REPUBLIKA.CO.ID, JAKARTA -- Anggota Komisi III DPR, Deding Ishak, mengusulkan agar pemerintah memberikan tindakan tegas, yakni membekukan sementara kegiatan organisasi kemasyarakatan (ormas) yang melakukan tindakan kekerasan.
"UU Ormas yang baru disetujui DPR RI sudah mengantisipasi tindakan anarkis yang dilakukan ormas.
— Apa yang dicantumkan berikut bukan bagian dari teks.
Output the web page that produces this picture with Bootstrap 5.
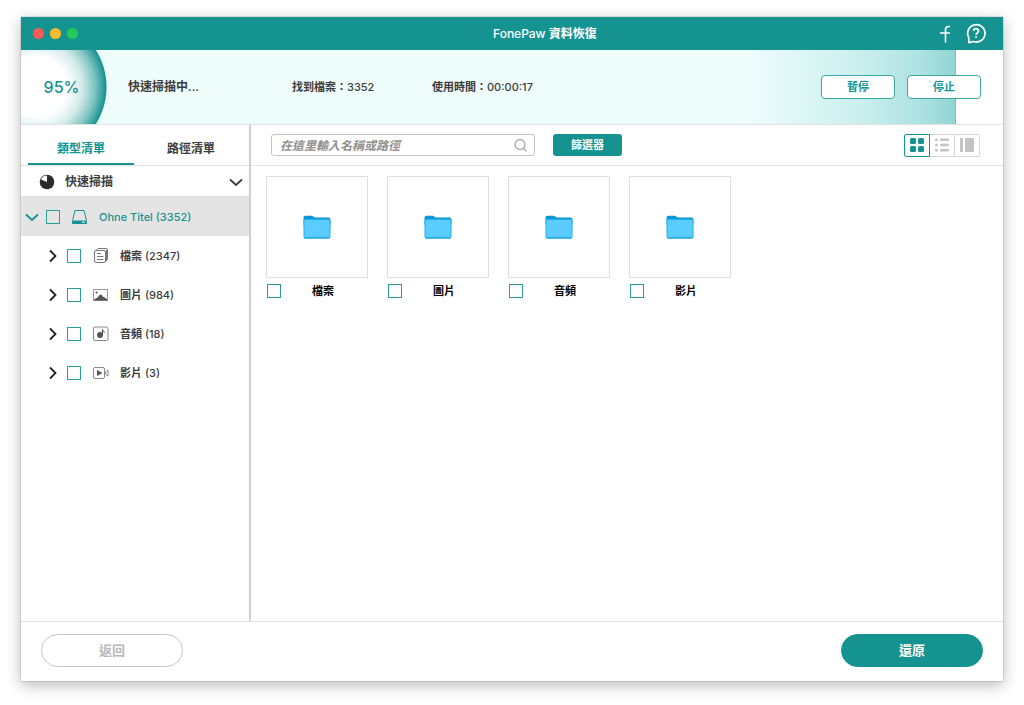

Namun, karena UU Ormas ini masih dalam proses pengesahan oleh Presiden, sehingga belum bisa langsung operasional," kata Deding Ishak pada diskusi "Forum Legislasi: UU Ormas" di Gedung Parlemen, Jakarta, Selasa (23/7).
Pembicara lainnya pada diskusi tersebut adalah Dirjen Kesbangpol Kemendari Tanribali Lamo, Dirjen Perundang-undangan Kemenkum HAM Wahiduddin Adams, dan Direktur Sosbud dan Organisasi Negara Berkembang Kemenlu Arco Ananto.
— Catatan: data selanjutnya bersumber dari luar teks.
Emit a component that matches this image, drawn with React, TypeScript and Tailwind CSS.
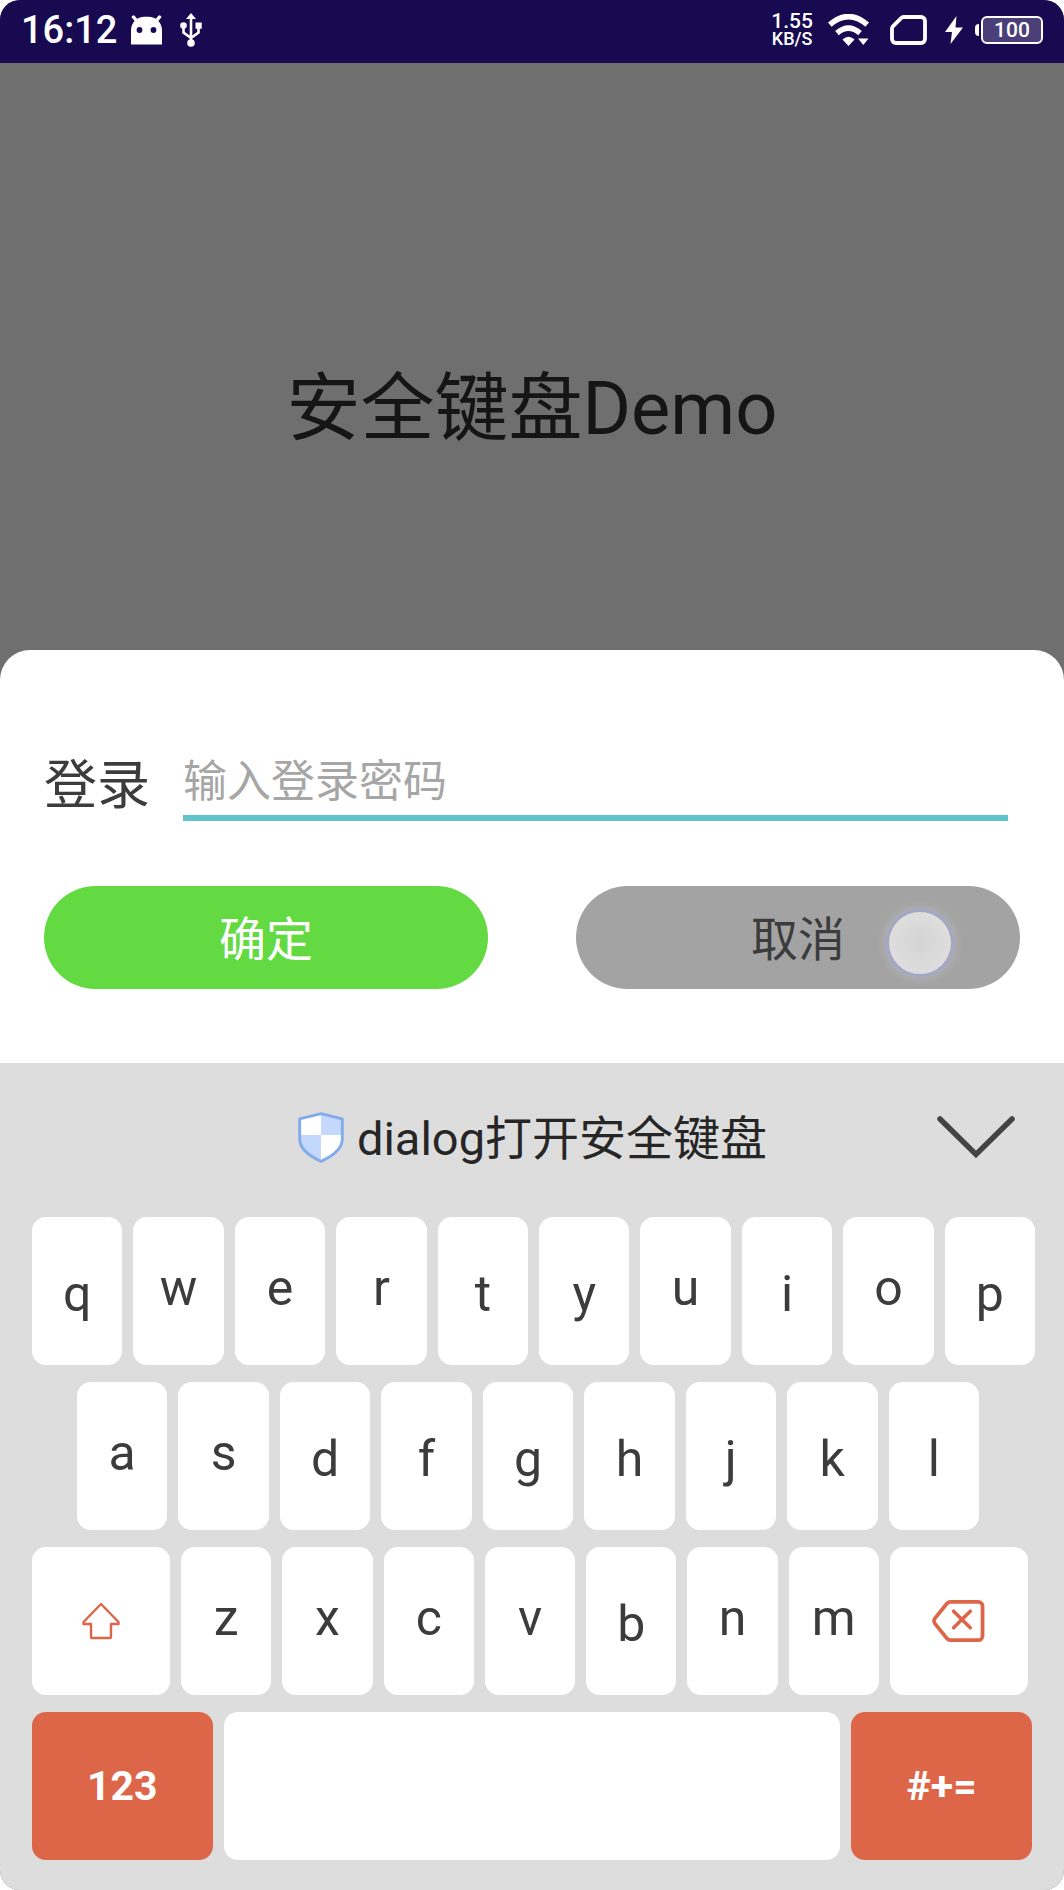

Menurut Deding Ishak, UU Ormas yang baru disetujui DPR pada 2 Juli lalu, baru bisa operasional setelah ditandatangani oleh Presiden atau setelah 30 hari sejak disetujui oleh DPR. "Jika setelah diberikan sanksi pembekuan operasi sementara masih melakukan tindakan anarkis, maka berikutnya agar diusulkan untuk diproses melalui pengadilan," katanya.
Politisi Partai Golkar ini menambahkan, UU Ormas bisa efektif atau tidak dalam implementasinya tergantung pada tindakan kementerian terkait, aparat penegak hukum, maupun Ormasnya. Pasal-pasal dalam UU Ormas, menurut Deding, ada yang langsung bisa operasional dan ada yang pelu dukungan dari peraturan pemerintah (PP).
Sementara itu, Direktur Jenderal Kesatuan Bangsa dan Politik Kementerian Dalam Negeri (Kesbangpol Kemendagri), Tanribali Lamo mengatakan, UU Ormas yang baru disetujui DPR, untuk sementara belum bisa diterapkan untuk memberikan sanksi terhadap aksi kekerasan oleh Ormas, seperti yang terjadi di Kendal, Jawa Tengah.
Penanganan aksi kekerasan yang dilakukan oleh Ormas di Kendal, Jawa Tengah, menurut dia, masih menggunakan UU No 8 tahun 1985 tentang Ormas. UU Ormas, kata dia, baru bisa operasional setelah ditandatangani oleh Presiden atau setelah 30 hari sejak disetujui oleh DPR.